How has the tourism landscape in Seoul evolved over the years?
Many people decide to visit Seoul after watching Korean dramas and listening to K-pop. Therefore, I would recommend Malaysians to try out programmes that offer first-hand experience of the Korean Wave instead of simply looking at it in the third person.
Visit the N Seoul Tower, Yeouido Han River Park & Ferry Cruise, Floating Island, Banpo Bridge Rainbow Fountain, and Gyeongbok Palace where your favourite dramas were shot so that you will get an idea how the characters felt in your favourite scenes.
In addition, Seoul offers various experiential programmes. There are the K-pop dance programme at Coex Artium of SM Town; the Broadcasting Theme Park Tour programme where you can experience popular broadcasting content such as dramas and entertainment shows at the broadcasting station; make-up and styling programmes that will transform you into your favourite Korean Wave celebrity; and cooking programmes that will give you a taste of what the characters ate in K-dramas.
In what ways have K-pop and K-dramas fuelled tourism in Seoul?
Culture is the common language of global citizens. The Korean Wave fever driven by K-pop and K-drama played a significant role in reinforcing Seoul’s competitiveness as a tourist destination.
The recent appointment of K-wave celebrities such as Red Velvet as cultural ambassadors is part of the efforts to connect with Malaysians through culture.
As demonstrated by the Chimaek boom (the practice of having fried chicken and beer) sparked off by the popular drama My Love From The Star, people’s interest in hallyu is expanding to Seoul’s history, culture and society, and thus, contributing to the development of various industries.
First-time visitors to Seoul usually want to enjoy the cultural content of Korean wave but their subsequent visits are often made with a feeling of personal attachment to the city.
K-culture aside, what other initiatives are there to attract visitors?
To ensure that the Korean Wave does not become a fad, the Seoul Metropolitan Government is committed to continuously develop related experiential programmes, such as beauty and K-pop dancing.

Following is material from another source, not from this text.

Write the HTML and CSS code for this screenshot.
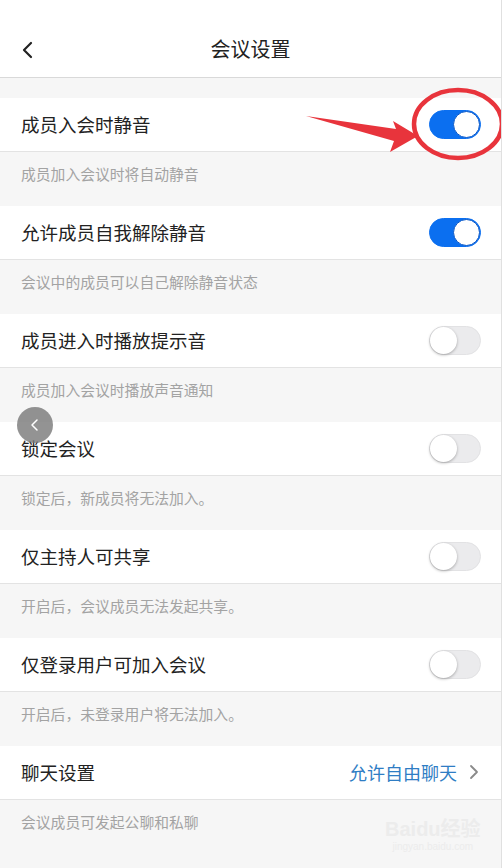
FILE: index.html
```html
<!DOCTYPE html>
<html lang="zh-CN">
<head>
  <meta charset="UTF-8">
  <title>会议设置</title>
  <link rel="stylesheet" href="styles.css">
</head>
<body>
  <div class="page">
    <header class="nav">
      <svg class="back" width="14" height="20" viewBox="0 0 14 20"><path d="M11 3 L4 10 L11 17" fill="none" stroke="#222" stroke-width="2.2" stroke-linecap="round" stroke-linejoin="round"/></svg>
      <h1 class="title">会议设置</h1>
      <span></span>
    </header>

    <div class="spacer"></div>

    <div class="row">
      <span class="label">成员入会时静音</span>
      <span class="switch on"><span class="knob"></span></span>
    </div>
    <div class="desc">成员加入会议时将自动静音</div>

    <div class="row">
      <span class="label">允许成员自我解除静音</span>
      <span class="switch on"><span class="knob"></span></span>
    </div>
    <div class="desc">会议中的成员可以自己解除静音状态</div>

    <div class="row">
      <span class="label">成员进入时播放提示音</span>
      <span class="switch"><span class="knob"></span></span>
    </div>
    <div class="desc">成员加入会议时播放声音通知</div>

    <div class="row">
      <span class="label">锁定会议</span>
      <span class="switch"><span class="knob"></span></span>
    </div>
    <div class="desc">锁定后，新成员将无法加入。</div>

    <div class="row">
      <span class="label">仅主持人可共享</span>
      <span class="switch"><span class="knob"></span></span>
    </div>
    <div class="desc">开启后，会议成员无法发起共享。</div>

    <div class="row">
      <span class="label">仅登录用户可加入会议</span>
      <span class="switch"><span class="knob"></span></span>
    </div>
    <div class="desc">开启后，未登录用户将无法加入。</div>

    <div class="row">
      <span class="label">聊天设置</span>
      <span class="link">允许自由聊天
        <svg width="10" height="16" viewBox="0 0 10 16"><path d="M2 2 L8 8 L2 14" fill="none" stroke="#8a8a8a" stroke-width="1.8" stroke-linecap="round" stroke-linejoin="round"/></svg>
      </span>
    </div>
    <div class="desc last">会议成员可发起公聊和私聊</div>

    <!-- 标注：红圈和箭头 -->
    <svg class="mark" width="503" height="868" viewBox="0 0 503 868">
      <ellipse cx="458" cy="124" rx="44" ry="34" fill="none" stroke="#e8343c" stroke-width="4.5"/>
      <polygon points="306,116 396,129 393,121 418,136 390,152 394,141" fill="#e8343c"/>
    </svg>

    <!-- 悬浮返回按钮 -->
    <div class="float-back">
      <svg width="12" height="16" viewBox="0 0 12 16"><path d="M8 3 L3 8 L8 13" fill="none" stroke="#fff" stroke-width="1.5" stroke-linecap="round" stroke-linejoin="round"/></svg>
    </div>

    <!-- 水印 -->
    <div class="watermark">
      <span class="wm-main">Bai<b>du</b>经验</span>
      <span class="wm-sub">jingyan.baidu.com</span>
    </div>
  </div>
</body>
</html>
```

FILE: styles.css
```css
body {
  margin: 0;
  background: #fff;
  font-family: "Noto Sans CJK SC", "Noto Sans", sans-serif;
}
.page {
  position: relative;
  width: 501px;
  height: 868px;
  overflow: hidden;
  background: #f6f6f6;
  border-right: 1px solid #e0e0e0;
}
.nav {
  height: 57px;
  padding-top: 20px;
  background: #fff;
  border-bottom: 1px solid #d9d9d9;
  display: grid;
  grid-template-columns: 1fr auto 1fr;
  align-items: center;
}
.back {
  margin-left: 20px;
  margin-top: 2px;
}
.title {
  margin: 0;
  font-size: 20px;
  font-weight: 400;
  color: #222;
}
.spacer {
  height: 20px;
}
.row {
  height: 53px;
  background: #fff;
  border-bottom: 1px solid #e3e3e3;
  display: flex;
  align-items: center;
  justify-content: space-between;
  padding: 0 20px 0 21px;
}
.label {
  font-size: 18.5px;
  line-height: 24px;
  margin-top: -2px;
  color: #222;
}
.desc {
  height: 43px;
  padding: 11px 0 0 21px;
  font-size: 14.8px;
  line-height: 22px;
  color: #a3a3a3;
}
.desc.last {
  height: auto;
}
/* 开关 */
.switch {
  position: relative;
  width: 52px;
  height: 29px;
  border-radius: 15px;
  background: #ebebed;
  box-sizing: border-box;
  border: 1px solid #e2e2e4;
}
.switch .knob {
  position: absolute;
  top: 0;
  left: 0;
  width: 27px;
  height: 27px;
  border-radius: 50%;
  background: #fff;
  box-shadow: 0 1px 3px rgba(0, 0, 0, 0.3);
}
.switch.on {
  background: #0b6ff0;
  border-color: #0b6ff0;
}
.switch.on .knob {
  left: auto;
  right: 0;
  box-shadow: none;
  border: 1.5px solid #0a58c8;
  box-sizing: border-box;
}
.link {
  display: flex;
  align-items: center;
  gap: 12px;
  font-size: 18px;
  line-height: 24px;
  margin-top: -2px;
  color: #2f7dc4;
  margin-right: 2px;
}
.mark {
  position: absolute;
  top: 0;
  left: 0;
  pointer-events: none;
}
.float-back {
  position: absolute;
  left: 17px;
  top: 407px;
  width: 36px;
  height: 36px;
  border-radius: 50%;
  background: rgba(120, 120, 120, 0.8);
  display: flex;
  align-items: center;
  justify-content: center;
}
.watermark {
  position: absolute;
  left: 385px;
  top: 818px;
  display: flex;
  flex-direction: column;
  align-items: center;
  color: #ececec;
  font-family: "Liberation Sans", "Noto Sans CJK SC", sans-serif;
}
.wm-main {
  font-size: 20px;
  font-weight: 700;
  line-height: 22px;
}
.wm-sub {
  font-size: 10px;
  line-height: 14px;
}
```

Efforts are also made to remove any elements of inconvenience in the basic necessities for tourists. We are promoting the use of foreign language menu boards in major tourist districts such as Itaewon and Hongdae Street. In addition, tourist police officers are ramping up crackdowns and encouraging an open-price system in major tourism districts in order to prevent tourists from getting ripped off. Also, there are more low- to medium-priced accommodations, such as urban guesthouses.
Seoul’s tourism website lists 85 Muslim-friendly restaurants. We plan to further identify 50 restaurants recommended by Muslims residing in Seoul and introduce them on our website and guidebooks during the latter half of this year.
We will also expand the number of languages (Korean, Thai, English, Chinese, Vietnamese, Japanese, Malay and Indonesian) in multi-lingual tourist signboards from two to 47 this year by adding South-East Asian languages, and train 200 new tourist interpreter guides.
What travel tips do you have for travellers to Seoul?
Go on foot when you’re in the city. We also have a facility called the Discover Seoul Pass. It is Seoul’s very first “free tourist pass” that gives entry at various tourist attractions for either 24 or 48 hours.
The pass, which can be purchased upon arrival at Incheon Airport, allows you free or discounted entry to a total of 21 attractions, including the four major ancient palaces.
Lastly, meet as many Koreans as possible. Go to our traditional market and universities, and develop new friendships.